Lebih ironis lagi, tidak sedikit kita temukan kebi jakan pembangunan (pemerintah) yang tidak bersifat progresif dan humanistis atau memihak, mendukung, dan melindungi keberlanjutan (perjuangan) hidup orang miskin. Elite kekuasaan itu dengan mata gelap tidak menginginkan orang miskin membuka usaha atau melebarkan jaringan aktivitas berpenghasilan.

Komunitas akar rumput tersebut disingkirkan atau digusur dengan dalih telah menjadi penyakit atau pembuat ancaman social order. Padahal, apa yang mereka perbuat itu `halal' untuk memenuhi hajat keluarga.
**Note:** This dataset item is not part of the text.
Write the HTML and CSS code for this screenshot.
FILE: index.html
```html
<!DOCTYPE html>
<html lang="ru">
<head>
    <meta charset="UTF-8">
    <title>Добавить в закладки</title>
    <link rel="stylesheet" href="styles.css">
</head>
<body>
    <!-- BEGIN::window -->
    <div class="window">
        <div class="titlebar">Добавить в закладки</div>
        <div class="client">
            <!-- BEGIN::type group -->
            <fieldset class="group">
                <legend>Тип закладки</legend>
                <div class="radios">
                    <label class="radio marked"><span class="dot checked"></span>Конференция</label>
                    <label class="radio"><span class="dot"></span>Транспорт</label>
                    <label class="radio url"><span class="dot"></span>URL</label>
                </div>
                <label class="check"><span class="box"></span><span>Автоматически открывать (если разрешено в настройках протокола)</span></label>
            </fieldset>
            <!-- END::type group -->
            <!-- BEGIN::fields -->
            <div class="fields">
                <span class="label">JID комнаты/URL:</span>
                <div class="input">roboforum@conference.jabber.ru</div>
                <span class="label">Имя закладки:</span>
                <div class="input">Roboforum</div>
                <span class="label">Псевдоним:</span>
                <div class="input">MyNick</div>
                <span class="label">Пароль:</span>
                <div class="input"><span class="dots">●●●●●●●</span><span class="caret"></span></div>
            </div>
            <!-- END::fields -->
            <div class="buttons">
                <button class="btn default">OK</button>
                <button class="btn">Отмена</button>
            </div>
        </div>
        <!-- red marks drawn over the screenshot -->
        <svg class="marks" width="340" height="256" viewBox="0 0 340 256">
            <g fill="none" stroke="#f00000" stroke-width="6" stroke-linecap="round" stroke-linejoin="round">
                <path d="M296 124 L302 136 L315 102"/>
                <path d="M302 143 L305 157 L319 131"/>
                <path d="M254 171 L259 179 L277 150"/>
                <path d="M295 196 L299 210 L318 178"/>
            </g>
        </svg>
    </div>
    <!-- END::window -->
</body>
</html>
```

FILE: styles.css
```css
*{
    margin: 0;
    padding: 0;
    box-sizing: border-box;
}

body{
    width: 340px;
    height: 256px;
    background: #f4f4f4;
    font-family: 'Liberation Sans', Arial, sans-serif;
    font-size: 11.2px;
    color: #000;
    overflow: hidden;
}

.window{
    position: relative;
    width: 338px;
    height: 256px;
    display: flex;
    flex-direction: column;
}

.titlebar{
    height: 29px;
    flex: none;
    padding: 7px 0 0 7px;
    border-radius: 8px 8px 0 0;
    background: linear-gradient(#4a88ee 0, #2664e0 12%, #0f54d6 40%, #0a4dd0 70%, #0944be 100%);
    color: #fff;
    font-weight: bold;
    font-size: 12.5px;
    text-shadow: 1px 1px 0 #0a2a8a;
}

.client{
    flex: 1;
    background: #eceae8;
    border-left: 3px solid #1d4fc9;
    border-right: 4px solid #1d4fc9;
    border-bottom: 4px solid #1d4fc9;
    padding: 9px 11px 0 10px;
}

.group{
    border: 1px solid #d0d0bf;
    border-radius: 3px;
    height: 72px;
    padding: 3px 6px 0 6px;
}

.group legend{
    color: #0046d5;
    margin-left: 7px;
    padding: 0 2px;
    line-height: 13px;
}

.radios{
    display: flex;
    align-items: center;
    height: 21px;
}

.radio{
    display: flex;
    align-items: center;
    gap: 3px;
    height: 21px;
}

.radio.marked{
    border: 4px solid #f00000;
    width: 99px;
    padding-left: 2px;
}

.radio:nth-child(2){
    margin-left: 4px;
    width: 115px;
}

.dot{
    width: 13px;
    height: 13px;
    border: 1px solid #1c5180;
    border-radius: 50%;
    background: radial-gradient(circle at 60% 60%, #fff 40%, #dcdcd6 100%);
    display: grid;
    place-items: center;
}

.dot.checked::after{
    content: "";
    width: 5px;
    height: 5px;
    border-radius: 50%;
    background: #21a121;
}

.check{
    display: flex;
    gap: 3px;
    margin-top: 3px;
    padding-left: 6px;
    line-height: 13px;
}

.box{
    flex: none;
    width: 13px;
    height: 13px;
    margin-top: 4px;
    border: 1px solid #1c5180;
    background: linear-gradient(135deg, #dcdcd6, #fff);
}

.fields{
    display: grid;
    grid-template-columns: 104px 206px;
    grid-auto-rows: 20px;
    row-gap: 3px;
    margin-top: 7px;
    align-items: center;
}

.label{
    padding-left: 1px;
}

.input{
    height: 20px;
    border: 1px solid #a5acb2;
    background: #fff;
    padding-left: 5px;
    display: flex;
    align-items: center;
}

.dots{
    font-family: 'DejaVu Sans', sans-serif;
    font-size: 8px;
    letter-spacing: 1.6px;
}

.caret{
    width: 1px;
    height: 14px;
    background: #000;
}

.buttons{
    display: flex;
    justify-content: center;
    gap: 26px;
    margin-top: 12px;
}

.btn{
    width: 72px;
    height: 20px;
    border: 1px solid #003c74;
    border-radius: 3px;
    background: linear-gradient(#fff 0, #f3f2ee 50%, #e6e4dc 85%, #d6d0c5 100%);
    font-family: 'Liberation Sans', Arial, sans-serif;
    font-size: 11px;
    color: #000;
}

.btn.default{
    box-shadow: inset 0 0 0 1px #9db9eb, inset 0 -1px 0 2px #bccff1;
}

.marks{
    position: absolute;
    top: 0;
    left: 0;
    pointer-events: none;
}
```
Penyair kenamaan Muhammad Iqbal pernah menyampaikan peng hargaan kepahlawanan pada sosok atau komunitas kaum miskin yang tidak menyerah pada penderitaan yang dialami. Menurutnya, `Orang miskin yang kesehariannya berusaha keras memperjuangkan anak istrinya, yang dari perjuangannya ini hanya mendapatkan seporsi nasi, tetaplah jauh lebih mulia statusnya di hadapan Tuhan jika dibandingkan dengan pejabat yang menghabiskan uang rakyat, namun tidak melakukan perubahan besar bagi masyarakat dan bangsanya'.

Apa yang ditulis Iqbal itu menunjukkan orang miskin dengan ketidakberdayaan mereka layak berstigma pahlawan sejati. Mereka tidak kalah dari pejuang-pejuang terdahulu yang meneteskan darah demi melawan penjajah. Pasalnya, apa yang mereka perbuat juga demi keringat dan `peredaran darah' anak, istri, dan keberlangsungan hidup keluarga mereka.

Pemerintah boleh saja menstigma mereka sebagai perusuh dan pembuat kumuh kehidupan kota. Akan tetapi, mereka tetaplah anak-anak bangsa yang bernyali melawan segala bentuk tantangan yang menyerang. Mereka jauh lebih terhormat daripada pejabat atau elite kekuasaan dan politisi yang sibuk mencari uang lewat kekuasaan atau peluang `abu-abu' (undercover). Apa yang diperbuat orang miskin mencerminkan etos juang sebagai pribadi yang teguh pada kebenaran dan kesetiaan. Mereka mungkin seharian tidak mendapatkan hasil (uang) dari keringat yang menetes dan telapak kaki yang pecah-pecah.
Namun, mereka sudah menunjukkan diri sebagai elemen masyarakat yang bermakna.